A Century of Getting It Wrong (and Then Right)
The decades that followed brought a succession of new methods, each attempting to solve the same fundamental challenge: caffeine and flavour compounds are both soluble. Remove one and you risk stripping the other.
The Swiss Water Process, commercialised in the 1980s, removed solvents entirely – using only water and activated charcoal. A milestone in safety, but critics argued it left coffees flat and hollow. Supercritical CO2 decaffeination came closer to preserving flavour integrity, but required equipment so expensive and complex it remained out of reach for most of the industry.
For most of the twentieth century, decaf remained what most people assumed it to be: the lesser option. Then came the sugarcane process – and with it, a genuine shift in what decaf could be.
Mountain Spring Water and Sugarcane: A Better Way
ONA Coffee’s decaf blend, Unwind, is naturally decaffeinated in Colombia using mountain spring water and naturally derived ethyl acetate from sugarcane. This combination – the Water-Natural Ethyl Acetate method – is today considered one of the most flavour-preserving approaches available, and it’s easy to understand why once you know how it works.
Ethyl acetate is not a foreign compound. It is already naturally present in coffee, in fruits, and in vegetables – a ripe banana contains roughly twenty times more of it than a green coffee bean processed this way. The spring water gently opens the bean’s cellular structure; the ethyl acetate selectively bonds with the caffeine and draws it out. No excessive heat, no aggressive pressure.
The process is repeated until at least 97% of the caffeine has been removed, with no more than 0.1% remaining. Once roasted beyond 70°C, any residual traces evaporate completely.
What’s left is the structure of the bean – intact, and with it, the flavour.

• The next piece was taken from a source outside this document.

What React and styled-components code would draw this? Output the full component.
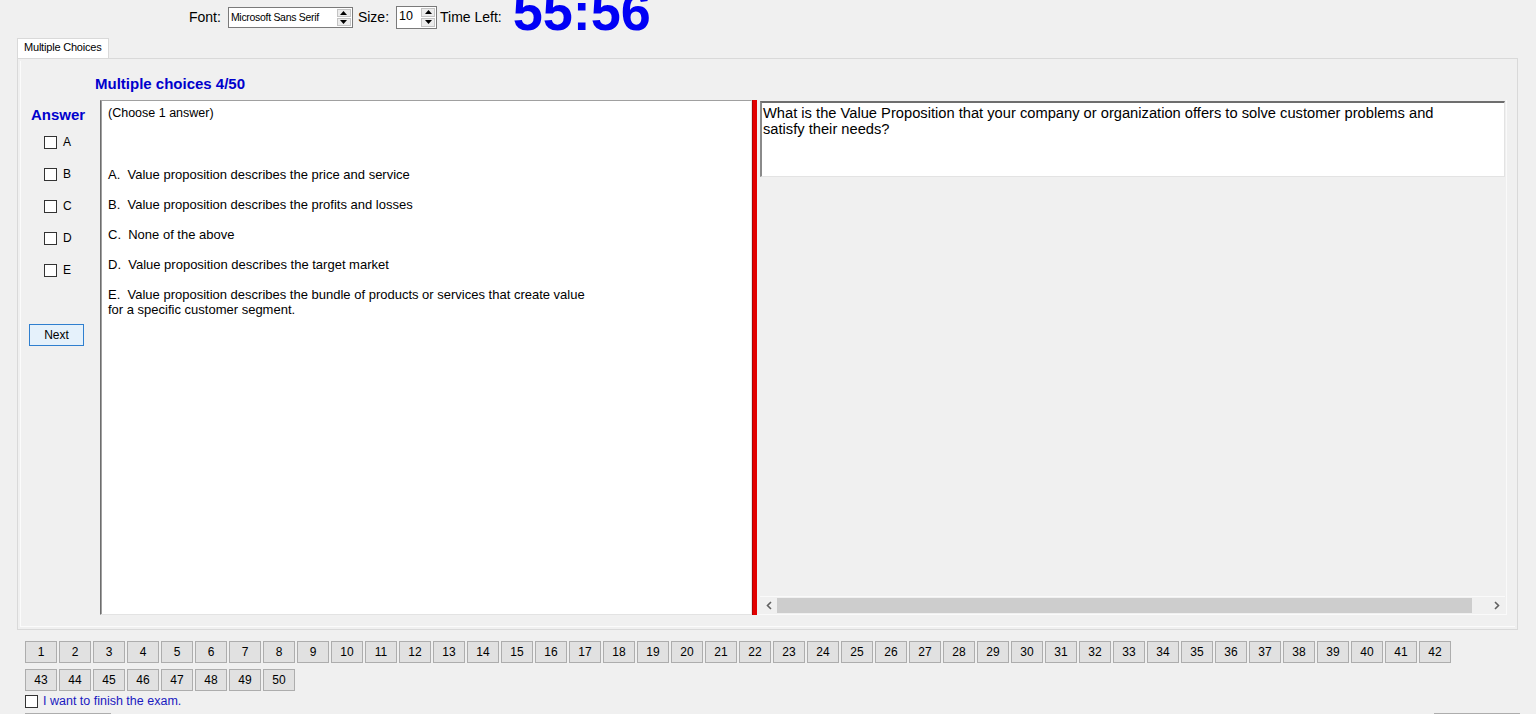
import React from 'react';
import styled, { createGlobalStyle } from 'styled-components';

const Global = createGlobalStyle`
  html, body { margin: 0; padding: 0; background: #f0f0f0; height: 100%; overflow: hidden; }
  body { font-family: "Liberation Sans", Arial, sans-serif; color: #000; }
  * { box-sizing: border-box; }
`;

const Window = styled.div`
  width: 1536px;
  height: 714px;
  overflow: hidden;
  display: flex;
  flex-direction: column;
`;

const TopBar = styled.div`
  display: flex;
  align-items: center;
  height: 34px;
  padding-left: 189px;
  flex-shrink: 0;
`;

const Label = styled.span`
  font-size: 14px;
  margin-left: ${(p) => p.$ml || 0}px;
  white-space: nowrap;
`;

const UpDown = styled.div`
  display: flex;
  align-items: stretch;
  width: ${(p) => p.$w}px;
  height: ${(p) => p.$h}px;
  margin-left: ${(p) => p.$ml || 0}px;
  background: #fff;
  border: 1px solid #7a7a7a;
`;

const UpDownText = styled.div`
  flex: 1;
  font-size: ${(p) => p.$fs}px;
  line-height: ${(p) => p.$lh}px;
  padding-left: 2px;
  white-space: nowrap;
  overflow: hidden;
  letter-spacing: ${(p) => p.$ls || 0}px;
`;

const SpinCol = styled.div`
  display: flex;
  flex-direction: column;
  width: 15px;
  padding: 1px 1px 1px 0;
  gap: 1px;
`;

const SpinBtn = styled.div`
  flex: 1;
  background: #ececec;
  border: 1px solid #c4c4c4;
  display: flex;
  align-items: center;
  justify-content: center;
`;

const Timer = styled.div`
  align-self: flex-start;
  margin-top: -16px;
  margin-left: 11px;
  font-size: 54px;
  line-height: 54px;
  font-weight: bold;
  color: #0000f5;
  white-space: nowrap;
`;

const TabStrip = styled.div`
  display: flex;
  margin-top: 4px;
  padding-left: 17px;
  flex-shrink: 0;
`;

const Tab = styled.div`
  width: 92px;
  height: 20px;
  background: #fff;
  border: 1px solid #d9d9d9;
  border-bottom: none;
  font-size: 11px;
  line-height: 17px;
  padding-left: 6px;
  white-space: nowrap;
  letter-spacing: -0.2px;
`;

const TabPage = styled.div`
  margin: 0 18px 0 17px;
  border: 1px solid #d9d9d9;
  padding: 2px;
  flex-shrink: 0;
`;

const Panel = styled.div`
  border-left: 1px solid #fbfbfb;
  border-bottom: 1px solid #fbfbfb;
  padding: 0 8px 11px 0;
  display: flex;
  flex-direction: column;
`;

const Heading = styled.div`
  margin: 14px 0 0 74px;
  font-size: 15px;
  line-height: 18px;
  font-weight: bold;
  color: #0000cd;
`;

const Body = styled.div`
  display: flex;
  margin-top: 7px;
  height: 515px;
`;

const LeftCol = styled.div`
  width: 79px;
  display: flex;
  flex-direction: column;
`;

const AnswerTitle = styled.div`
  margin: 6px 0 0 10px;
  font-size: 15px;
  line-height: 18px;
  font-weight: bold;
  color: #0000cd;
`;

const CheckRow = styled.label`
  display: flex;
  align-items: center;
  height: 32px;
  padding-left: ${(p) => p.$pl || 0}px;
  gap: ${(p) => p.$gap || 6}px;
  font-size: ${(p) => p.$fs || 12}px;
  color: ${(p) => p.$color || '#000'};
`;

const Box = styled.span`
  width: 13px;
  height: 13px;
  background: #fff;
  border: 1px solid #333;
  flex-shrink: 0;
`;

const CheckList = styled.div`
  margin-top: 2px;
  display: flex;
  flex-direction: column;
`;

const NextButton = styled.button`
  margin: 38px 0 0 8px;
  width: 55px;
  height: 22px;
  background: #e5f1fb;
  border: 1px solid #2f7fcf;
  font-family: inherit;
  font-size: 12px;
  padding: 0;
  color: #000;
`;

const SplitContainer = styled.div`
  flex: 1;
  display: flex;
`;

const LeftPane = styled.div`
  width: 652px;
  background: #fff;
  border-style: solid;
  border-width: 1px;
  border-color: #a0a0a0 #e3e3e3 #e3e3e3 #6d6d6d;
  box-shadow: inset 1px 0 0 #a0a0a0;
  padding: 5px 0 0 7px;
  font-size: 13px;
  line-height: 15px;
`;

const Choose = styled.div`
  font-size: 12.5px;
`;

const OptionList = styled.div`
  margin-top: 46px;
  display: flex;
  flex-direction: column;
  gap: 15px;
`;

const Option = styled.div`
  white-space: pre-wrap;
`;

const Splitter = styled.div`
  width: 5px;
  background: #e20000;
  box-shadow: inset 1px 0 0 #b00000;
`;

const RightPane = styled.div`
  flex: 1;
  display: flex;
  flex-direction: column;
  padding: 1px 1px 1px 3px;
  border-right: 1px solid #fafafa;
  border-bottom: 1px solid #fafafa;
`;

const QuestionBox = styled.div`
  height: 76px;
  background: #fff;
  border-style: solid;
  border-width: 2px 1px 1px 2px;
  border-color: #6e6e6e #e3e3e3 #e3e3e3 #8a8a8a;
  padding: 2px 0 0 1px;
  font-size: 14.7px;
  line-height: 16px;
`;

const Spacer = styled.div`
  flex: 1;
`;

const HScroll = styled.div`
  height: 17px;
  display: flex;
  align-items: center;
  border-top: 1px solid #fafafa;
  background: #f0f0f0;
`;

const ScrollArrow = styled.div`
  width: 17px;
  height: 16px;
  display: flex;
  align-items: center;
  justify-content: center;
`;

const ScrollTrack = styled.div`
  flex: 1;
  height: 15px;
  padding-right: 16px;
  display: flex;
`;

const Thumb = styled.div`
  flex: 1;
  background: #cdcdcd;
`;

const NumberGrid = styled.div`
  display: grid;
  grid-template-columns: repeat(42, 32px);
  grid-auto-rows: 22px;
  column-gap: 2px;
  row-gap: 6px;
  margin: 11px 0 0 25px;
  flex-shrink: 0;
`;

const NumButton = styled.button`
  background: #e1e1e1;
  border: 1px solid #adadad;
  font-family: inherit;
  font-size: 12px;
  color: #000;
  padding: 0;
`;

const FinishRow = styled(CheckRow)`
  height: 16px;
  margin-top: 2px;
  flex-shrink: 0;
`;

const BottomButtons = styled.div`
  display: flex;
  justify-content: space-between;
  padding: 0 16px 0 25px;
  margin-top: 4px;
  flex-shrink: 0;
`;

const BottomButton = styled.div`
  width: 86px;
  height: 24px;
  background: #e1e1e1;
  border: 1px solid #adadad;
`;

const Tri = ({ up }) => (
  <svg width="7" height="4" viewBox="0 0 7 4">
    <path d={up ? 'M0 4 L3.5 0 L7 4 Z' : 'M0 0 L3.5 4 L7 0 Z'} fill="#000" />
  </svg>
);

const Spin = () => (
  <SpinCol>
    <SpinBtn><Tri up /></SpinBtn>
    <SpinBtn><Tri /></SpinBtn>
  </SpinCol>
);

const Chevron = ({ right }) => (
  <svg width="6" height="9" viewBox="0 0 6 9">
    <polyline
      points={right ? '1,1 4.5,4.5 1,8' : '5,1 1.5,4.5 5,8'}
      fill="none"
      stroke="#606060"
      strokeWidth="1.6"
    />
  </svg>
);

const options = [
  'A.  Value proposition describes the price and service',
  'B.  Value proposition describes the profits and losses',
  'C.  None of the above',
  'D.  Value proposition describes the target market',
];

export default function App() {
  const nums = Array.from({ length: 50 }, (_, i) => i + 1);
  return (
    <Window>
      <Global />
      <TopBar>
        <Label>Font:</Label>
        <UpDown $w={125} $h={21} $ml={7}>
          <UpDownText $fs={10.5} $lh={18} $ls={-0.3}>Microsoft Sans Serif</UpDownText>
          <Spin />
        </UpDown>
        <Label $ml={5}>Size:</Label>
        <UpDown $w={41} $h={23} $ml={7}>
          <UpDownText $fs={12.5} $lh={19}>10</UpDownText>
          <Spin />
        </UpDown>
        <Label $ml={3}>Time Left:</Label>
        <Timer>55:56</Timer>
      </TopBar>

      <TabStrip>
        <Tab>Multiple Choices</Tab>
      </TabStrip>
      <TabPage>
        <Panel>
          <Heading>Multiple choices 4/50</Heading>
          <Body>
            <LeftCol>
              <AnswerTitle>Answer</AnswerTitle>
              <CheckList>
                {['A', 'B', 'C', 'D', 'E'].map((l) => (
                  <CheckRow key={l} $pl={23}>
                    <Box />
                    {l}
                  </CheckRow>
                ))}
              </CheckList>
              <NextButton>Next</NextButton>
            </LeftCol>
            <SplitContainer>
              <LeftPane>
                <Choose>(Choose 1 answer)</Choose>
                <OptionList>
                  {options.map((o) => (
                    <Option key={o}>{o}</Option>
                  ))}
                  <Option>
                    {'E.  Value proposition describes the bundle of products or services that create value'}
                    <br />
                    {'for a specific customer segment.'}
                  </Option>
                </OptionList>
              </LeftPane>
              <Splitter />
              <RightPane>
                <QuestionBox>
                  What is the Value Proposition that your company or organization offers to solve customer problems and
                  <br />
                  satisfy their needs?
                </QuestionBox>
                <Spacer />
                <HScroll>
                  <ScrollArrow><Chevron /></ScrollArrow>
                  <ScrollTrack><Thumb /></ScrollTrack>
                  <ScrollArrow><Chevron right /></ScrollArrow>
                </HScroll>
              </RightPane>
            </SplitContainer>
          </Body>
        </Panel>
      </TabPage>

      <NumberGrid>
        {nums.map((n) => (
          <NumButton key={n}>{n}</NumButton>
        ))}
      </NumberGrid>
      <FinishRow $pl={25} $gap={5} $fs={12.5} $color="#1a1ac0">
        <Box />
        I want to finish the exam.
      </FinishRow>
      <BottomButtons>
        <BottomButton />
        <BottomButton />
      </BottomButtons>
    </Window>
  );
}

Quality First, Then Decaffeination
No process can manufacture quality that wasn’t there to begin with. ONA sources Unwind through Project Origin, whose relationships across Colombia’s Huila, Cauca, and Nariño regions run deep.
Coffees are selected only if they cup between 84 and 85 points – placing them firmly in the specialty tier before decaffeination even begins. Grown at altitude by small producers, carefully washed and dried over five to ten days, these are beans worth preserving.
Unwind delivers the sweetness, depth, and comfort of a well-made coffee – with notes of rich chocolate and caramel, bright citrus peel, and a smooth, balanced finish. Enjoyed black or with milk, any time of day.
That’s the point. Unwind isn’t designed to remind you it’s decaf. The ritual, the flavour, the warmth: it’s all still there.